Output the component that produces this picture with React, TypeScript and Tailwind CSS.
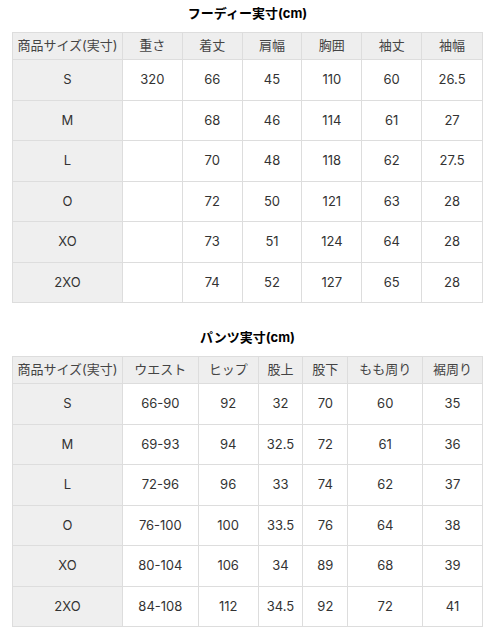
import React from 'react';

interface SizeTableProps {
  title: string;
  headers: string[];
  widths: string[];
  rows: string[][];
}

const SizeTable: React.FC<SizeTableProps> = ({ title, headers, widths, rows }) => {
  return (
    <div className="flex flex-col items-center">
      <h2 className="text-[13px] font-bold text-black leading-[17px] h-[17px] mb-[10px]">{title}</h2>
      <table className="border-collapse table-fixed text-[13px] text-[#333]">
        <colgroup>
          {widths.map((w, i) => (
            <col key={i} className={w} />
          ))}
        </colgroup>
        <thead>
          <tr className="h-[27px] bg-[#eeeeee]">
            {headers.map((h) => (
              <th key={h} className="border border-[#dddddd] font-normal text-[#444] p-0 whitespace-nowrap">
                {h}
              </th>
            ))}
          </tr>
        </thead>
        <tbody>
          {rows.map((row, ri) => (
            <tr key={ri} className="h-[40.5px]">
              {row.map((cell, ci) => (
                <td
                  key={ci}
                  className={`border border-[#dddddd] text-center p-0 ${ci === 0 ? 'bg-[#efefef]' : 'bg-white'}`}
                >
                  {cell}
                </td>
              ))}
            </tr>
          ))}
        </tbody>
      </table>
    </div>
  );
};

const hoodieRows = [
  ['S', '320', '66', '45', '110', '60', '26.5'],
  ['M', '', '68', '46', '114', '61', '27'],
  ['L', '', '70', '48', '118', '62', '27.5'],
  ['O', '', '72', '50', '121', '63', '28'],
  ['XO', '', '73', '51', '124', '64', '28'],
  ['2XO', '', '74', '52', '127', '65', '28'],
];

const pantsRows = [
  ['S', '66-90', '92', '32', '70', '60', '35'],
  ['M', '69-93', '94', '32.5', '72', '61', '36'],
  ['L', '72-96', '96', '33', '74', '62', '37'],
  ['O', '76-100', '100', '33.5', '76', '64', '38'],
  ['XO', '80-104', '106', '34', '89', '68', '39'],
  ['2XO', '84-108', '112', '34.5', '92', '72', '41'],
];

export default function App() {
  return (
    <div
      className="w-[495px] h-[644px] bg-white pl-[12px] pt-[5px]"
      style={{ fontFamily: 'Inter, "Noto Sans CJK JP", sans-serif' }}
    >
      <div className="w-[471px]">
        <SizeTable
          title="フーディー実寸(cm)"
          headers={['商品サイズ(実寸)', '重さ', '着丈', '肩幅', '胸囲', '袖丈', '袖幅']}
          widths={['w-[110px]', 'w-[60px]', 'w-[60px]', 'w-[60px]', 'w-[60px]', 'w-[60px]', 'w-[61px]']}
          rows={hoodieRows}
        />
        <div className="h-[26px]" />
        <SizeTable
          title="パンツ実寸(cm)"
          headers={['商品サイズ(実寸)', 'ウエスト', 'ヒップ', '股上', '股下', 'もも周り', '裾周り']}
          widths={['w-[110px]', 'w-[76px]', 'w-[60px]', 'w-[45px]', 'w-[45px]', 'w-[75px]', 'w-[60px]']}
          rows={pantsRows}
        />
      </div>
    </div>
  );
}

◆ ◆ ◆ ◆

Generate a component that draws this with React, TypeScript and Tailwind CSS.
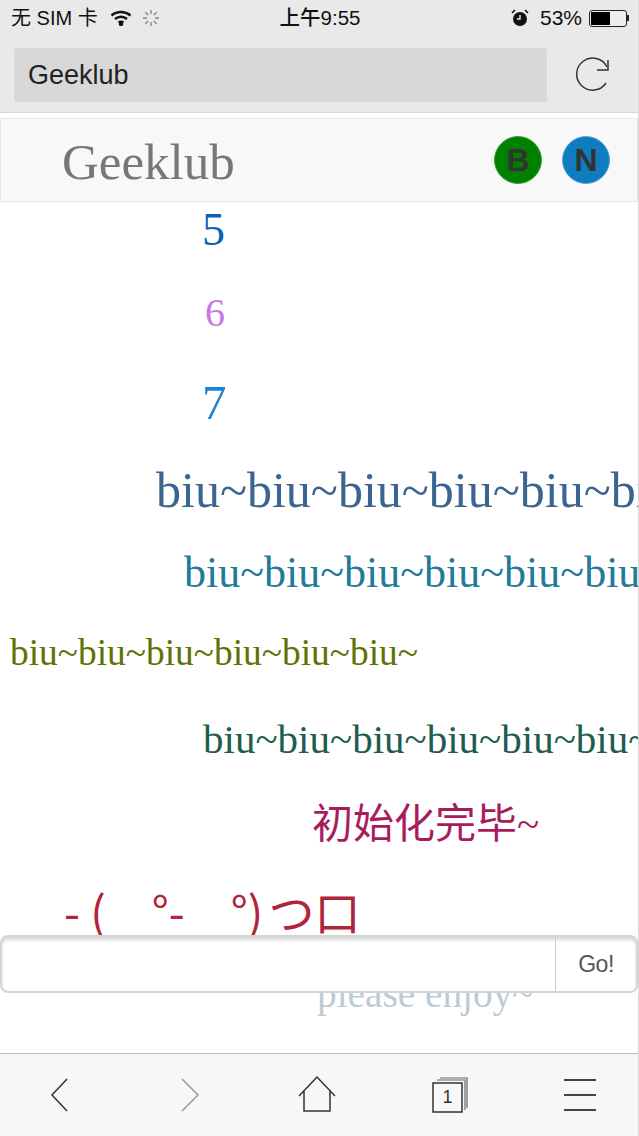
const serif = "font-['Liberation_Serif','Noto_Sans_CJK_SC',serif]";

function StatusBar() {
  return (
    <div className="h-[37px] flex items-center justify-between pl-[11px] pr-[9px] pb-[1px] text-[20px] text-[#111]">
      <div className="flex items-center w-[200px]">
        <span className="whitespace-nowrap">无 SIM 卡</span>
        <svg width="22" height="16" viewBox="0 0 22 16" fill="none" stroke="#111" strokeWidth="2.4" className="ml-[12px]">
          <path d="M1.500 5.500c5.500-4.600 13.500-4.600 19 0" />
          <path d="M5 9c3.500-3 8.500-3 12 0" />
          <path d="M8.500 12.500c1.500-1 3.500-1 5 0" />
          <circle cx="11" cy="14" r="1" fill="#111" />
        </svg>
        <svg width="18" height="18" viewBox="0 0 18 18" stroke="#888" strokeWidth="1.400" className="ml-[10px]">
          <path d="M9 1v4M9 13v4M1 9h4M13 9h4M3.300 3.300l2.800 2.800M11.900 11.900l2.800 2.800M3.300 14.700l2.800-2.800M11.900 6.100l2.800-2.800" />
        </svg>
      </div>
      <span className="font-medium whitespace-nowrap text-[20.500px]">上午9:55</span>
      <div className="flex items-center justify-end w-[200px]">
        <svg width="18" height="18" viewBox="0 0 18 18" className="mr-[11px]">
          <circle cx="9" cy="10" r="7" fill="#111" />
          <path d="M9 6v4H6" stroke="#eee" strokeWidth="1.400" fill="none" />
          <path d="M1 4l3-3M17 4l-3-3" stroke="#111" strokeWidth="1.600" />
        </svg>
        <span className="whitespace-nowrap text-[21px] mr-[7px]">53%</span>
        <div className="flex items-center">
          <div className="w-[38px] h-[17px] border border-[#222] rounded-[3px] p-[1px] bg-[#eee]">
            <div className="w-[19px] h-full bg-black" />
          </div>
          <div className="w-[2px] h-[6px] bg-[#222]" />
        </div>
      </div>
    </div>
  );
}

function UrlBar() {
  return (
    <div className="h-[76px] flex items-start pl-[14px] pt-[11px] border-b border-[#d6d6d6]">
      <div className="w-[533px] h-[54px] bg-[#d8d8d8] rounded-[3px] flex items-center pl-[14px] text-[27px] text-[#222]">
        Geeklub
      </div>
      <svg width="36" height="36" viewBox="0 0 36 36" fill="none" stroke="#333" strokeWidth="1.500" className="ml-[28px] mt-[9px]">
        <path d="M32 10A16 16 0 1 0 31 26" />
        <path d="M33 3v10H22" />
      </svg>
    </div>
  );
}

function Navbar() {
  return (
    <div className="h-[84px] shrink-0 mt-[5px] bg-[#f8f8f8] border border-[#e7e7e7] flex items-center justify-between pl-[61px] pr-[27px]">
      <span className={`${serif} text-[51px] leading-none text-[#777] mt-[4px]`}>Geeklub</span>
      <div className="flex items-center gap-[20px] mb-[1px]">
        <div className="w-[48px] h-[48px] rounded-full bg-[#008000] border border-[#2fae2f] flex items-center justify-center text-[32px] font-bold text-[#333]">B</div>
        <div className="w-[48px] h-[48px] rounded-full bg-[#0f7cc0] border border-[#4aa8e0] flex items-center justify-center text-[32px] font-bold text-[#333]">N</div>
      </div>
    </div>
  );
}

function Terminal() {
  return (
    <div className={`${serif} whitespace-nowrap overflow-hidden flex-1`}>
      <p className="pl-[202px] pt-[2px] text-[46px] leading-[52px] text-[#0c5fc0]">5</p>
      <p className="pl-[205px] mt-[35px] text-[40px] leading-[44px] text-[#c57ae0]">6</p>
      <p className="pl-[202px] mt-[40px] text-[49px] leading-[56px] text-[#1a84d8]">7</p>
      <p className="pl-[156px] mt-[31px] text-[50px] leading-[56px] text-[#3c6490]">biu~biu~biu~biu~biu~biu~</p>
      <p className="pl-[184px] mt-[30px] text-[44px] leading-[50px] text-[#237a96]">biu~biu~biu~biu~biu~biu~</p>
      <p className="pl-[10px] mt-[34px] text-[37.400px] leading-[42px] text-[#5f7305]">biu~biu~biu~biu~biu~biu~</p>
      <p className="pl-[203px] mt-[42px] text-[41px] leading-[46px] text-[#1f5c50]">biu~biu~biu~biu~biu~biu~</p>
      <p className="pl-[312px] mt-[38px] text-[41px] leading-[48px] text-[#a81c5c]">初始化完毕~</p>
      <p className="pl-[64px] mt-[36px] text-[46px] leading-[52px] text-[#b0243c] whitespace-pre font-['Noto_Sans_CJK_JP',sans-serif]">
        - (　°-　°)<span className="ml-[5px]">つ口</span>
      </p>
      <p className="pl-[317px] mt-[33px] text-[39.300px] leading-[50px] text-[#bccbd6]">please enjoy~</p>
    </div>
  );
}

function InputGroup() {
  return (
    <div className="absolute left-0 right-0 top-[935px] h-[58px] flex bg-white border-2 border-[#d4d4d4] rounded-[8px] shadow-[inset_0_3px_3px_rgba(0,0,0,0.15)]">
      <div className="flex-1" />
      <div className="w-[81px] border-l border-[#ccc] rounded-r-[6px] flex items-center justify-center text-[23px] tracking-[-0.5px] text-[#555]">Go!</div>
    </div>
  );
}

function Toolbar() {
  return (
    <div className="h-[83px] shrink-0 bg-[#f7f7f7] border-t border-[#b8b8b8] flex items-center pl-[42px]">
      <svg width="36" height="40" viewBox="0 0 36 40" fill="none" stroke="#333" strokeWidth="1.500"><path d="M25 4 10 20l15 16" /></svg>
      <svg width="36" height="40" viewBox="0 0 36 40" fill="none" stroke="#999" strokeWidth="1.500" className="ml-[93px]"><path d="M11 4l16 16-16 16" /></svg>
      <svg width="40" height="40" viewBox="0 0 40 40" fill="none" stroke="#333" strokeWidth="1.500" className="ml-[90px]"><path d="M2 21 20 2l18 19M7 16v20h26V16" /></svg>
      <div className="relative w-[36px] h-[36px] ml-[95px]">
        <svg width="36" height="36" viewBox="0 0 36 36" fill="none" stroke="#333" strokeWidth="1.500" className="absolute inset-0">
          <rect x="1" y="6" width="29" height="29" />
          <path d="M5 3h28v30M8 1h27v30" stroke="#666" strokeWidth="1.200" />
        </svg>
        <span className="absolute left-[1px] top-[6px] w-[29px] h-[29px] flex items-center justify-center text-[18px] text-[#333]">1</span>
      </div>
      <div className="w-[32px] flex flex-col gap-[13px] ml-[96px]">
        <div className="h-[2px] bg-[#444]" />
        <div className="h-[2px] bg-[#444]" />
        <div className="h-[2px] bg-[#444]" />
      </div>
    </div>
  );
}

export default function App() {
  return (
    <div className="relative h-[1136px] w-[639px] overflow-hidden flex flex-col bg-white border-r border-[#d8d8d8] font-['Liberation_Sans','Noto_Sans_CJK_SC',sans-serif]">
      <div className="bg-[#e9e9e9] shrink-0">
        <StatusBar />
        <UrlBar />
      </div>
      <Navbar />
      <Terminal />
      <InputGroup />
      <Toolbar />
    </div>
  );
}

◆ ◆ ◆ ◆

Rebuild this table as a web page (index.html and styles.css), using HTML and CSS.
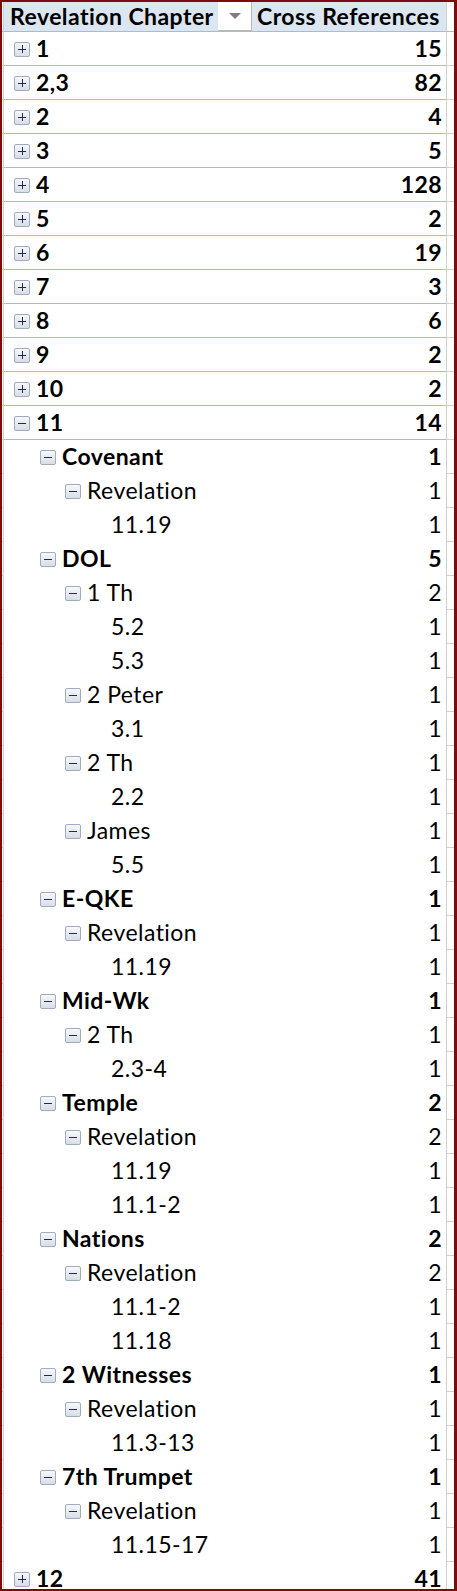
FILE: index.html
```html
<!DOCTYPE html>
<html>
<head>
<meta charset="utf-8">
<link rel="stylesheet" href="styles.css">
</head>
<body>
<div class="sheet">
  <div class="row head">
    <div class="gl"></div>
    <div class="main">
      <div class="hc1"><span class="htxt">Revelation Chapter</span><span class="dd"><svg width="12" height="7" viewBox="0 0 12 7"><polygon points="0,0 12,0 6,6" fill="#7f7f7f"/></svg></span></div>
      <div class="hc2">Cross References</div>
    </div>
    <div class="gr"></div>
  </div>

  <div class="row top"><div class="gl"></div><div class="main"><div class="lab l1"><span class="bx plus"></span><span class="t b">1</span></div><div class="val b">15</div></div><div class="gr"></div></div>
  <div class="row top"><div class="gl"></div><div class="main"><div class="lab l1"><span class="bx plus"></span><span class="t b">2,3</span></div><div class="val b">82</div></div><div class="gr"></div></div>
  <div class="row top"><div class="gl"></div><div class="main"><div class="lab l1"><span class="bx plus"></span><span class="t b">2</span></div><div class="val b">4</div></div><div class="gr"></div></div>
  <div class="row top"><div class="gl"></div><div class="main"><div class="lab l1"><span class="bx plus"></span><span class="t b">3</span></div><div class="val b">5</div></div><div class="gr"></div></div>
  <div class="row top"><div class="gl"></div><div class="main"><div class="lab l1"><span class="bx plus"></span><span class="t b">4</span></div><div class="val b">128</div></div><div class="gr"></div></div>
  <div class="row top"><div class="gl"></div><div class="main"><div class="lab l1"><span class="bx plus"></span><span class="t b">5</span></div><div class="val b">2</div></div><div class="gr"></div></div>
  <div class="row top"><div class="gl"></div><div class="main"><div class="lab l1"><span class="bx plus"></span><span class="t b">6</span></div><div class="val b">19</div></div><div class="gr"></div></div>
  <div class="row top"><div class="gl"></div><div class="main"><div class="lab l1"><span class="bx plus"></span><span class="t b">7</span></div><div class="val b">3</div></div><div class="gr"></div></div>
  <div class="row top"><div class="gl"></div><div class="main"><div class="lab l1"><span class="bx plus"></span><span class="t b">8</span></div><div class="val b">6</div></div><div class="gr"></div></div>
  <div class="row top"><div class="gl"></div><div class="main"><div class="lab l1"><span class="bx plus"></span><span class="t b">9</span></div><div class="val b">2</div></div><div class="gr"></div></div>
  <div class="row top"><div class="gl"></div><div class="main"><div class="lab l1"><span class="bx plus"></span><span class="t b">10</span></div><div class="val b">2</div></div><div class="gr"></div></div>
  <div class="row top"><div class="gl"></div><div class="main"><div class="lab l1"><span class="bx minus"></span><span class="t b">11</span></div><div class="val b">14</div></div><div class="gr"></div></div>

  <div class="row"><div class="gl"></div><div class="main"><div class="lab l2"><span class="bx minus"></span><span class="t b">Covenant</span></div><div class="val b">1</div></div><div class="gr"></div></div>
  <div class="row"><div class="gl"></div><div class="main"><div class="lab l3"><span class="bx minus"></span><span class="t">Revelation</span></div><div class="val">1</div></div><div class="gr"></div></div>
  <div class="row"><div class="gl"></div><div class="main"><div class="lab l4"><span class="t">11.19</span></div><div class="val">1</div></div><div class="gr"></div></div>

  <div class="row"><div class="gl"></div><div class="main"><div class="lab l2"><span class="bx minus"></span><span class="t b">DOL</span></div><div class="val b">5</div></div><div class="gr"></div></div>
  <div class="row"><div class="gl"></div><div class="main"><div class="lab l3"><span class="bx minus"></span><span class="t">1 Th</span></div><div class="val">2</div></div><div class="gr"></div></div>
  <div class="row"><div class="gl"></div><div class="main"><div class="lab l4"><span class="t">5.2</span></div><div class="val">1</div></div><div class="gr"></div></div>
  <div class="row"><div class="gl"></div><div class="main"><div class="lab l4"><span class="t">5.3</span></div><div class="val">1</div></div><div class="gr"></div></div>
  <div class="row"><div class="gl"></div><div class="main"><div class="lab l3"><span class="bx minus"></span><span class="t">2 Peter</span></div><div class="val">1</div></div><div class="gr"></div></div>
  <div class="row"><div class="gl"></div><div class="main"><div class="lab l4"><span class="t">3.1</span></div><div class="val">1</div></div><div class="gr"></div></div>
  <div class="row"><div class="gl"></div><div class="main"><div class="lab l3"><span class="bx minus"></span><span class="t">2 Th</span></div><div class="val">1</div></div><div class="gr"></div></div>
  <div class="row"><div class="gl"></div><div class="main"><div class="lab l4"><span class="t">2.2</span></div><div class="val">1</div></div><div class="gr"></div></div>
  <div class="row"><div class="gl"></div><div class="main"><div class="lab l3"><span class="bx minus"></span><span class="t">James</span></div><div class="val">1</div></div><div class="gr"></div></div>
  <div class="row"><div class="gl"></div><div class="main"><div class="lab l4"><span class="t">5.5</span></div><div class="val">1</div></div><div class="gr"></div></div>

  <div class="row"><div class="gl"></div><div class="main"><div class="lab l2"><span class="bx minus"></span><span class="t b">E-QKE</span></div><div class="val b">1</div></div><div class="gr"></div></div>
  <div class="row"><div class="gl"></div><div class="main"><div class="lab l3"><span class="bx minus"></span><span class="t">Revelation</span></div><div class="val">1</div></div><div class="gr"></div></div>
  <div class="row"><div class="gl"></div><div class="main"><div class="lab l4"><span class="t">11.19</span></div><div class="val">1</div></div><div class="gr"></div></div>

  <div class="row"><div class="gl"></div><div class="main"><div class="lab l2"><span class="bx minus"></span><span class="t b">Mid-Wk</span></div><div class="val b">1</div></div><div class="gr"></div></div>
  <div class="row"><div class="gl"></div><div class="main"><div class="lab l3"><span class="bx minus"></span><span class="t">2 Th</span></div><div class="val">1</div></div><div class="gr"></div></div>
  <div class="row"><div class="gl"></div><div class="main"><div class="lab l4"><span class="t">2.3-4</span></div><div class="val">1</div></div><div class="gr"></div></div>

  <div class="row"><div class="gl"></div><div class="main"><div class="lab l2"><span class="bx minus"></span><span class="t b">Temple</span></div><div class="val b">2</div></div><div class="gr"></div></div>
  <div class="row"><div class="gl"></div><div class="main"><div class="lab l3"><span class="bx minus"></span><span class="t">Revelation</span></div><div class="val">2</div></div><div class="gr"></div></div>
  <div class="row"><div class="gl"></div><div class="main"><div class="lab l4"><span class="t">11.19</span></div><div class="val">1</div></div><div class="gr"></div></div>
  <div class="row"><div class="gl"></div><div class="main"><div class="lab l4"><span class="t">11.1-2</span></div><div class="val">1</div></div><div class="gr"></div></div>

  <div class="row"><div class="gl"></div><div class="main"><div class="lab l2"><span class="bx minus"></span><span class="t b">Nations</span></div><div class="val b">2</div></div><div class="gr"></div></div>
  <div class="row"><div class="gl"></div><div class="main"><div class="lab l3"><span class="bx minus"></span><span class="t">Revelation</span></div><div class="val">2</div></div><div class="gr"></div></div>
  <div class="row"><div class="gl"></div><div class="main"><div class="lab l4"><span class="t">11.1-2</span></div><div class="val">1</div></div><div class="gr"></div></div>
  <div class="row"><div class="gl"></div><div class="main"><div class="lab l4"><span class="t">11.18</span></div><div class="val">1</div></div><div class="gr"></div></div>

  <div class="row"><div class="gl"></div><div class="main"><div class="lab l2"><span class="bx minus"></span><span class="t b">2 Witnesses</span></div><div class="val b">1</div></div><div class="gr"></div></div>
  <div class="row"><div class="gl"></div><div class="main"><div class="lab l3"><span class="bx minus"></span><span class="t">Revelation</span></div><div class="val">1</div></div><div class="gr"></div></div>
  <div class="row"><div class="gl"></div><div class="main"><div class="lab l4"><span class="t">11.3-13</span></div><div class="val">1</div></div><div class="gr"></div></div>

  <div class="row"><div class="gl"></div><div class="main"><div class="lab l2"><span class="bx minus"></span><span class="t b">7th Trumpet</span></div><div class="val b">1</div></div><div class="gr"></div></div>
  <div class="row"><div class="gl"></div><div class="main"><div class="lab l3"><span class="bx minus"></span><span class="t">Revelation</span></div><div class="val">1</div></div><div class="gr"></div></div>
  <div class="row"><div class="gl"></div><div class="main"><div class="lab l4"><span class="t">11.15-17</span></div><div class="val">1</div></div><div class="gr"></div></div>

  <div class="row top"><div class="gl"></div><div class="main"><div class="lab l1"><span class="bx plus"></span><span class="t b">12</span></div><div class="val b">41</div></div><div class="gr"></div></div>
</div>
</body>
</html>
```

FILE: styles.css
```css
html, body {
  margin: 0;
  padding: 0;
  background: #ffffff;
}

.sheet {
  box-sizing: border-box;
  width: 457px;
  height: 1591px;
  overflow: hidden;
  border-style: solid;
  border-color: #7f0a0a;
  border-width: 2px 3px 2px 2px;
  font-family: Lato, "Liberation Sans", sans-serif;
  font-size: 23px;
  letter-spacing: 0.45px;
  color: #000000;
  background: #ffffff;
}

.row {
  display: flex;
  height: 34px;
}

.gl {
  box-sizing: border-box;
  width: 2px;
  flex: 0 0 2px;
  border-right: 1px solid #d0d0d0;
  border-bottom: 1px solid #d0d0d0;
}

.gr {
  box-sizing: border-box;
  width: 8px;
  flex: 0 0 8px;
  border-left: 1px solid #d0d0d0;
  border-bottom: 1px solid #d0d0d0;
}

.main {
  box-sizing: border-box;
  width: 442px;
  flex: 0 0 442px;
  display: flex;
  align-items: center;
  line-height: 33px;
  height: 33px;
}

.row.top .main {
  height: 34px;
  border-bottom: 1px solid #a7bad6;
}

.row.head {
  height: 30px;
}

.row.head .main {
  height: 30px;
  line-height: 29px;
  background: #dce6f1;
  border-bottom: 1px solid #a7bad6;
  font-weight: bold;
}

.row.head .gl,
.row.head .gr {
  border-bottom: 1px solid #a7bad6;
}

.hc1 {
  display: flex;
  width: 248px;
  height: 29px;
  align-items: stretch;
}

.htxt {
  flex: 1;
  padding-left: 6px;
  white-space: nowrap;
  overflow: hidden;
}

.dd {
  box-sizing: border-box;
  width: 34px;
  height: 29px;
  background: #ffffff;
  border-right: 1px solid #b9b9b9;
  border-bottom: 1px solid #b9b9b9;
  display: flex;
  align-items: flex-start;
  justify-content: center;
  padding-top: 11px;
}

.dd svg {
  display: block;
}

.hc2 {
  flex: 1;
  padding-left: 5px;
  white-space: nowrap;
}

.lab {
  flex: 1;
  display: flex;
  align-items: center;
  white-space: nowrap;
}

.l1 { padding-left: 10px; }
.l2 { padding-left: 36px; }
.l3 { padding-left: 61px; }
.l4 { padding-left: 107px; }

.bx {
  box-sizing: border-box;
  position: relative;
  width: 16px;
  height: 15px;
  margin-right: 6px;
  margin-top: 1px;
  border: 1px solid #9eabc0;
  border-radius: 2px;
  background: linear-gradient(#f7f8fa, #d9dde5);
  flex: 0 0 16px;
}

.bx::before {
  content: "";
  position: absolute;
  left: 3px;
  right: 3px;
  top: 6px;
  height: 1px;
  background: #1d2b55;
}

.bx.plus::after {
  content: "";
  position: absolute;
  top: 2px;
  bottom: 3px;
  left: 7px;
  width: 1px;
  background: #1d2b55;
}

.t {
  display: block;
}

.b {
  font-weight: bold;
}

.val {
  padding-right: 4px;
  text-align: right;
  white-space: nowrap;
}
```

◆ ◆ ◆ ◆

Task to carry out. Extract from the data every line where "with" shows up.

Worked answer.
Output the component that produces this picture with React, TypeScript and Tailwind CSS.
Generate a component that draws this with React, TypeScript and Tailwind CSS.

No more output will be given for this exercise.